Last week, I read a blog post from Connecticut Fund for the Environment President Curt Johnson, and he reaffirmed what I already expected: my next car will likely be an electric vehicle (EV). I currently drive a Toyota Prius hybrid, but when I bought it in 2013, the price to purchase and to operate an EV did not work out, so I chose the Prius, which has very reliably achieved 50 mpg over the last six years.

As an engineer who admittedly knows nothing about cars, I feel like the information out there on EVs is either slightly biased (i.e., published by EV manufacturers) or not transparent enough with the math to convince me. So I set out to create a blog post that was unbiased and transparent. I liked this one from Tom Murphy, an associate professor of physics at the University of California, San Diego, so hopefully I’m making it a bit more user-friendly and applicable to your current/local situation.

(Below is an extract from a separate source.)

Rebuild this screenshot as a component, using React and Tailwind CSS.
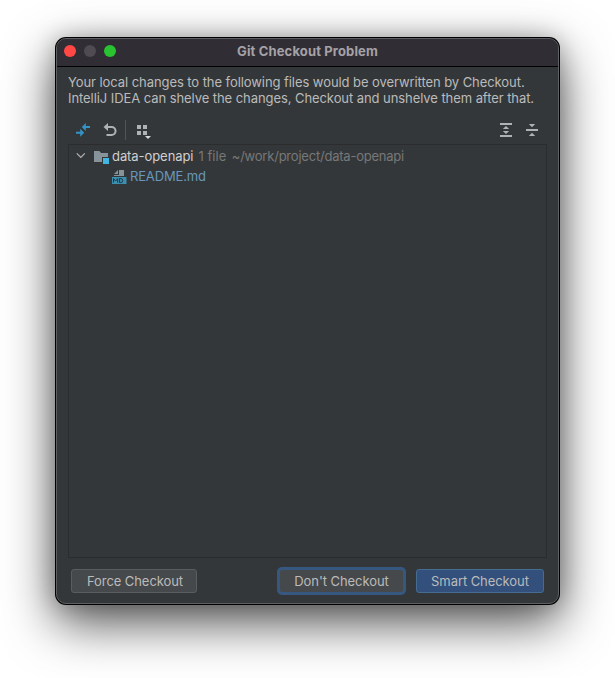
import React from "react";

function DiffIcon() {
  return (
    <svg width="16" height="16" viewBox="0 0 16 16" fill="#3592c4">
      <path d="M15 4H10.8V1L6.8 5 10.8 9V6H15Z" />
      <path d="M1 9.8H5.2V6.8L9.2 10.8 5.2 14.8V11.8H1Z" />
    </svg>
  );
}

function RollbackIcon() {
  return (
    <svg width="16" height="16" viewBox="0 0 16 16" fill="none">
      <path d="M4 5H9.6a3.9 3.9 0 0 1 0 7.9H4.5" stroke="#afb1b3" strokeWidth="2" />
      <path d="M6 1V9L1.5 5Z" fill="#afb1b3" />
    </svg>
  );
}

function GroupByIcon() {
  return (
    <svg width="18" height="18" viewBox="0 0 18 18" fill="#afb1b3">
      <path d="M2 3h4v4H2zM8 3h4v4H8zM2 9h4v4H2zM8 9h4v4H8z" />
      <path d="M10 14h6l-3 3z" fill="#d8d9da" />
    </svg>
  );
}

function ExpandAllIcon() {
  return (
    <svg width="16" height="16" viewBox="0 0 16 16" fill="#afb1b3">
      <path d="M2 1h12v2H2zM2 13h12v2H2zM8 4l3.2 3H4.8zM8 12l3.2-3H4.8z" />
    </svg>
  );
}

function CollapseAllIcon() {
  return (
    <svg width="16" height="16" viewBox="0 0 16 16" fill="#afb1b3">
      <path d="M2 7h12v2H2zM4.8 2h6.4L8 5.2zM4.8 14h6.4L8 10.8z" />
    </svg>
  );
}

function ModuleIcon() {
  return (
    <svg width="16" height="16" viewBox="0 0 16 16">
      <path d="M1 2h5.3l1.8 2H15v4H9v5H1z" fill="#87939a" />
      <path d="M10 9h6v6h-6z" fill="#40b6e0" />
    </svg>
  );
}

function MarkdownIcon() {
  return (
    <svg width="16" height="16" viewBox="0 0 16 16">
      <path d="M7 1v4H3z" fill="#87939a" />
      <path d="M8 1h5v6H3V6h5z" fill="#87939a" />
      <path d="M1 8h14.5v7H1z" fill="#3d8fb0" />
      <path
        d="M2.5 13.6V9.6L4.6 12 6.7 9.6v4M8.6 9.6v4M8.4 9.6h1.4q1.9 0 1.9 2t-1.9 2H8.4"
        fill="none"
        stroke="#1f3742"
      />
    </svg>
  );
}

export default function App() {
  return (
    <div className="h-[678px] w-[615px] overflow-hidden bg-white pl-[55px] pt-[37px] font-['Inter','Liberation_Sans',sans-serif] text-[13px] tracking-[-0.07px] text-[#bbbbbb]">
      <div className="h-[568px] w-[505px] rounded-[11px] bg-black p-px shadow-[0_18px_50px_rgba(0,0,0,0.68),0_0_22px_rgba(0,0,0,0.22)]">
        <div className="flex h-full flex-col overflow-hidden rounded-[10px] border border-[#5d6062] bg-[#343739]">
          <header className="-mx-px grid h-[28px] shrink-0 grid-cols-[1fr_auto_1fr] items-center border-b border-black bg-[#312d34] pb-[3px] pl-2 pr-[8px]">
            <div className="flex gap-2">
              <span className="size-3 rounded-full bg-[#ff4845]" />
              <span className="size-3 rounded-full bg-[#504b53]" />
              <span className="size-3 rounded-full bg-[#29c231]" />
            </div>
            <h1 className="font-bold leading-4 tracking-[0.14px] text-[#a5a2a7]">Git Checkout Problem</h1>
          </header>

          <p className="whitespace-nowrap pl-[11px] pt-[7px] leading-4">
            Your local changes to the following files would be overwritten by Checkout.
            <br />
            IntelliJ IDEA can shelve the changes, Checkout and unshelve them after that.
          </p>

          <div className="mt-[14px] flex h-5 items-center pl-[18px] pr-[18px]">
            <DiffIcon />
            <span className="ml-[11px]"><RollbackIcon /></span>
            <span className="ml-[7px] h-5 w-px bg-[#515557]" />
            <span className="ml-[9px] mt-[2px]"><GroupByIcon /></span>
            <span className="ml-auto"><ExpandAllIcon /></span>
            <span className="ml-[10px]"><CollapseAllIcon /></span>
          </div>

          <div className="ml-[11px] mt-1 h-[414px] w-[479px] shrink-0 border border-[#2a2c2e] pt-[2px]">
            <div className="flex h-5 items-center">
              <svg className="ml-[7px]" width="10" height="10" viewBox="0 0 10 10" fill="none">
                <path d="M.8 1.4 4.8 5.4 8.8 1.4" stroke="#afb1b3" strokeWidth="1.3" />
              </svg>
              <span className="ml-[7px]"><ModuleIcon /></span>
              <span className="ml-[3px] text-[#d0d0d0]">data-openapi</span>
              <span className="ml-[5px] tracking-[0.03px] text-[#787878]">1 file</span>
              <span className="ml-[5.5px] tracking-[-0.22px] text-[#787878]">~/work/project/data-openapi</span>
            </div>
            <div className="flex h-5 items-center pl-[42px]">
              <MarkdownIcon />
              <span className="ml-[3px] tracking-[-0.16px] text-[#6897bb]">README.md</span>
            </div>
          </div>

          <footer className="mt-[9px] flex h-7 items-center pl-[14px]">
            <button className="h-6 w-[126px] rounded-[3px] border border-[#5a5d5f] bg-[#46494b] pl-[2px] leading-5">Force Checkout</button>
            <button className="ml-[80px] h-7 w-[129px] rounded-[5px] border-[3px] border-[#365880] bg-[#46494b] leading-5">Don't Checkout</button>
            <button className="ml-[10px] h-6 w-[128px] rounded-[3px] border border-[#456d92] bg-[#32507b] leading-5">Smart Checkout</button>
          </footer>
        </div>
      </div>
    </div>
  );
}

I just wanted to know two simple things (and admit to ignoring a long list of other factors that influence the type of car most people will choose to drive):

Number 1: At what gas price is an EV cheaper to drive per mile?

Number 2: While EV tailpipe emissions are zero, is my local electric grid clean enough that it’s a good idea, right NOW? I know my next car will be electric, I just don’t know WHEN the grid will be clean enough that it’s better for the environment for me to switch.

When I began writing this article, I had no idea what the answers would be.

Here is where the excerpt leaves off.